Теперь у пациентки отсутствует какое-либо сопротивление по отношению к тому, чтобы прояснить формирование её любовной склонности. Пациентка рассказала, что первые годы в этом доме она провела беззаботно, легко исполняя свои обязанности, не замечая того, что её истинные желания оставались нереализованными. Но как-то обычно очень занятый, серьёзный, всегда с нею очень сдержанный господин завёл с пациенткой разговор, касающийся воспитания детей. Он был в этот раз гораздо мягче и сердечнее, говорил о том, что он возлагает большие надежды на её заботу о его осиротевших детях, даже смотрел он на неё каким-то особым взглядом… Вот с этого момента пациентка и начала горячо любить господина директора, охотно предаваясь радующей её надежде, которую она вывела из тогдашнего разговора. И только когда после этого ничего дальнейшего не последовало, не смотря на её огромные ожидания, вообще никакого другого доверительного обмена мыслями, она решила забыть о том, что между ними произошло. Пациентка совершенно честно призналась мне, что по-видимому тот особый, проникновенный взгляд предназначался его умершей жене, о которой он тогда вспоминал; да и вообще все её мечты, вся её увлечённость господином совершенно бесперспективны, это же ясно как день.
Я ожидал, что наш разговор основательно изменит психическое состояние пациентки, но оно пока оставалось прежним. Она продолжала быть подавленной и в плохом настроении. Гидропатический курс (водолечение), который я заставил её начать проходить, немного освежал её по утрам, а преследовавший пациентку запах сгоревшего мучного блюда хотя и не исчез, но стал слабее и появлялся реже, как она говорила, только при особенно большом волнении.

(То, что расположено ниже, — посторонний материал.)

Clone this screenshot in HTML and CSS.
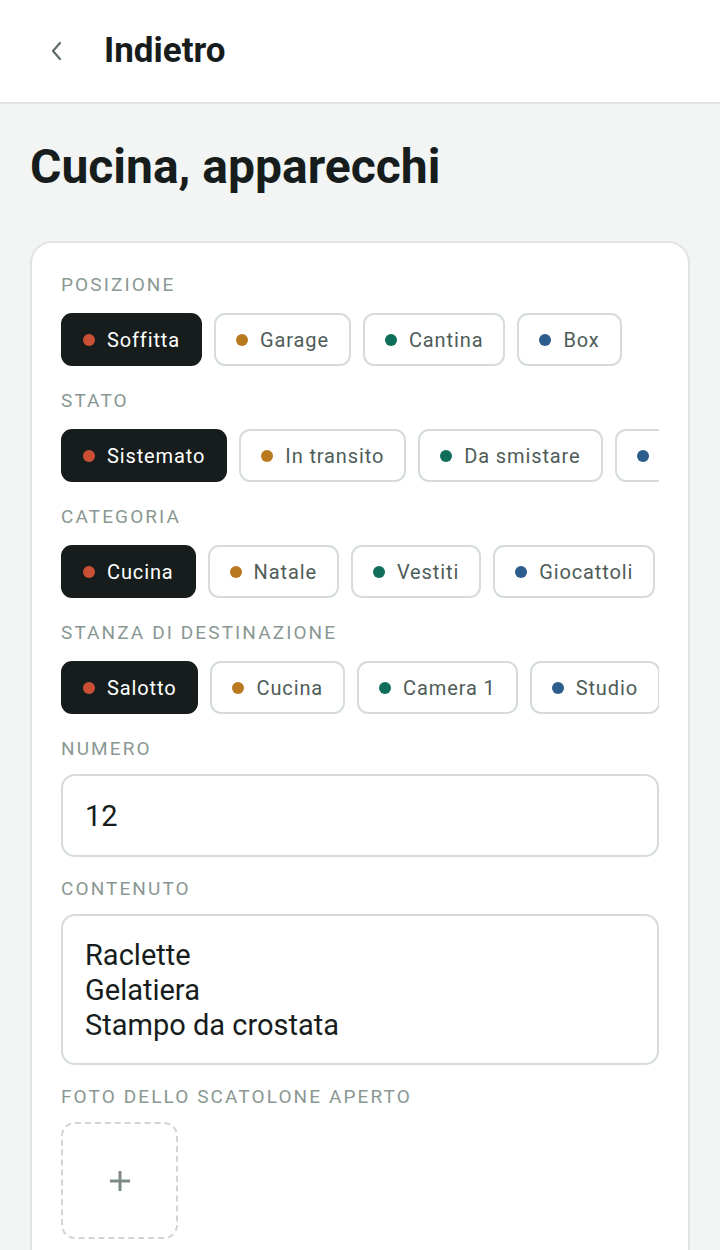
FILE: index.html
```
<!DOCTYPE html>
<html lang="it">
<head>
<meta charset="utf-8">
<title>Cucina, apparecchi</title>
<link rel="stylesheet" href="styles.css">
</head>
<body>
<header class="topbar">
  <button class="back" aria-label="Indietro">
    <svg viewBox="0 0 24 24" width="24" height="24"><path d="M15 4 L8 12 L15 20" fill="none" stroke="#5d6c68" stroke-width="2.2" stroke-linecap="round" stroke-linejoin="round"/></svg>
  </button>
  <span class="back-label">Indietro</span>
</header>
<main class="page">
  <h1 class="title">Cucina, apparecchi</h1>
  <section class="card">
    <div class="field">
      <div class="label">Posizione</div>
      <div class="chips">
        <span class="chip selected"><i class="dot red"></i>Soffitta</span>
        <span class="chip"><i class="dot amber"></i>Garage</span>
        <span class="chip"><i class="dot teal"></i>Cantina</span>
        <span class="chip"><i class="dot blue"></i>Box</span>
      </div>
    </div>
    <div class="field">
      <div class="label">Stato</div>
      <div class="chips">
        <span class="chip selected"><i class="dot red"></i>Sistemato</span>
        <span class="chip"><i class="dot amber"></i>In transito</span>
        <span class="chip"><i class="dot teal"></i>Da smistare</span>
        <span class="chip"><i class="dot blue"></i>Da buttare</span>
      </div>
    </div>
    <div class="field">
      <div class="label">Categoria</div>
      <div class="chips">
        <span class="chip selected"><i class="dot red"></i>Cucina</span>
        <span class="chip"><i class="dot amber"></i>Natale</span>
        <span class="chip"><i class="dot teal"></i>Vestiti</span>
        <span class="chip"><i class="dot blue"></i>Giocattoli</span>
      </div>
    </div>
    <div class="field">
      <div class="label">Stanza di destinazione</div>
      <div class="chips">
        <span class="chip selected"><i class="dot red"></i>Salotto</span>
        <span class="chip"><i class="dot amber"></i>Cucina</span>
        <span class="chip"><i class="dot teal"></i>Camera 1</span>
        <span class="chip"><i class="dot blue"></i>Studio</span>
      </div>
    </div>
    <div class="field">
      <div class="label">Numero</div>
      <div class="input">12</div>
    </div>
    <div class="field">
      <div class="label">Contenuto</div>
      <div class="input textarea">Raclette<br>Gelatiera<br>Stampo da crostata</div>
    </div>
    <div class="field">
      <div class="label">Foto dello scatolone aperto</div>
      <div class="photo-add">
        <svg viewBox="0 0 24 24" width="24" height="24"><path d="M12 2 V22 M2 12 H22" stroke="#7d8a86" stroke-width="3" fill="none"/></svg>
      </div>
    </div>
  </section>
</main>
</body>
</html>
```
FILE: styles.css
```
* { box-sizing: border-box; }
html, body { margin: 0; padding: 0; }
body {
  font-family: Roboto, "Noto Sans", "Liberation Sans", sans-serif;
  background: #f3f5f4;
  color: #161d1c;
  height: 1250px;
  overflow: hidden;
}
.topbar {
  height: 104px;
  background: #fff;
  border-bottom: 2px solid #dfe3e2;
  display: flex;
  align-items: center;
  padding-left: 45px;
}
.back {
  border: 0;
  background: none;
  padding: 0;
  width: 24px;
  height: 24px;
  display: flex;
  margin-right: 35px;
}
.back svg { width: 24px; height: 24px; }
.back-label {
  font-size: 35px;
  line-height: 40px;
  font-weight: 700;
  color: #161d1c;
}
.page { padding: 35px 30px 0; }
.title {
  margin: 0 0 46px;
  font-size: 48px;
  line-height: 56px;
  font-weight: 700;
  color: #161d1c;
}
.card {
  background: #fff;
  border: 2px solid #e0e5e3;
  border-radius: 22px;
  padding: 30px 29px 40px;
  display: flex;
  flex-direction: column;
  gap: 20px;
  min-height: 1100px;
}
.label {
  font-size: 19px;
  line-height: 24px;
  letter-spacing: 2.1px;
  text-transform: uppercase;
  color: #8a9893;
  margin-bottom: 13px;
}
.chips {
  display: flex;
  gap: 12px;
  flex-wrap: nowrap;
  overflow: hidden;
  padding: 3px 0;
}
.chip {
  flex: none;
  display: inline-flex;
  align-items: center;
  gap: 12px;
  height: 53px;
  padding: 0 20px;
  border: 2px solid #d5dcd9;
  border-radius: 11px;
  background: #fff;
  font-size: 20px;
  letter-spacing: 0.88px;
  color: #4e5c58;
  white-space: nowrap;
}
.chip.selected {
  background: #161d1c;
  border-color: #161d1c;
  color: #fff;
}
.dot {
  width: 12px;
  height: 12px;
  border-radius: 50%;
  flex: none;
}
.dot.red { background: #c94f35; }
.dot.amber { background: #b8791f; }
.dot.teal { background: #0f6e5a; }
.dot.blue { background: #2c5d8c; }
.input {
  border: 2px solid #d5dcd9;
  border-radius: 14px;
  padding: 23px 22px 21px;
  font-size: 29px;
  line-height: 35px;
  color: #161d1c;
  background: #fff;
}
.textarea { padding: 22px 22px 20px; }
.photo-add {
  width: 117px;
  height: 117px;
  border: 2px dashed #cfd6d3;
  border-radius: 14px;
  display: flex;
  align-items: center;
  justify-content: center;
}
```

Сохранение этого «обоняющего»символа памяти навело меня на мысль, что ощущение неприятного запаха не только свидетельствует о пережитой главной травматической сцене, но и является символом-фундаментом для многих небольших побочных травм. Так что мы стали исследовать всё, что могло бы находиться хотя бы в отдалённой связи с первоначальной сценой, в которой фигурировало сгоревшее мучное блюдо. Мы подробно прорабатывали темы различных домашних трений, поведение дедушки и многое другое. И постепенно ощущение запаха горелого всё больше исчезало. Как раз в этот момент мы вынуждены были на длительный срок прервать психическое лечение из-за нового обострения болезни носа – была обнаружена костоеда решётчатой кости.
Когда пациентка появилась снова, то сообщила о том, что рождественские праздники принесли ей столь большое количество подарков от обоих господ и даже от домашней прислуги, словно все сговорились с нею помириться и изгладить у неё из памяти воспоминания о конфликтах последних месяцев. Но такая навязанная любезность не производила на неё никакого впечатления.
Когда уже в другой раз я спросил пациентку о преследовавшем её запахе сгоревшего мучного блюда, она сказала, что хотя он и исчез, вместо себя оставил другой схожий запах, напоминающий дым от сигар. Вероятно, это ощущение существовало у неё и раньше, но не замечалось из-за более сильного запаха мучного блюда. А сейчас сигарный дым выступил в своём полном объёме.
Я не был особенно удовлетворён результатом моего лечения. Произошло то, что всегда придаёт терапии, ограничивающейся борьбой с симптомами, дополнительный неприятный оттенок – несмотря на то, что удаётся успешно удалить определённый конкретный симптом, его место тотчас занимает другой. Но я всеми силами принялся за аналитическое устранение нового символа памяти.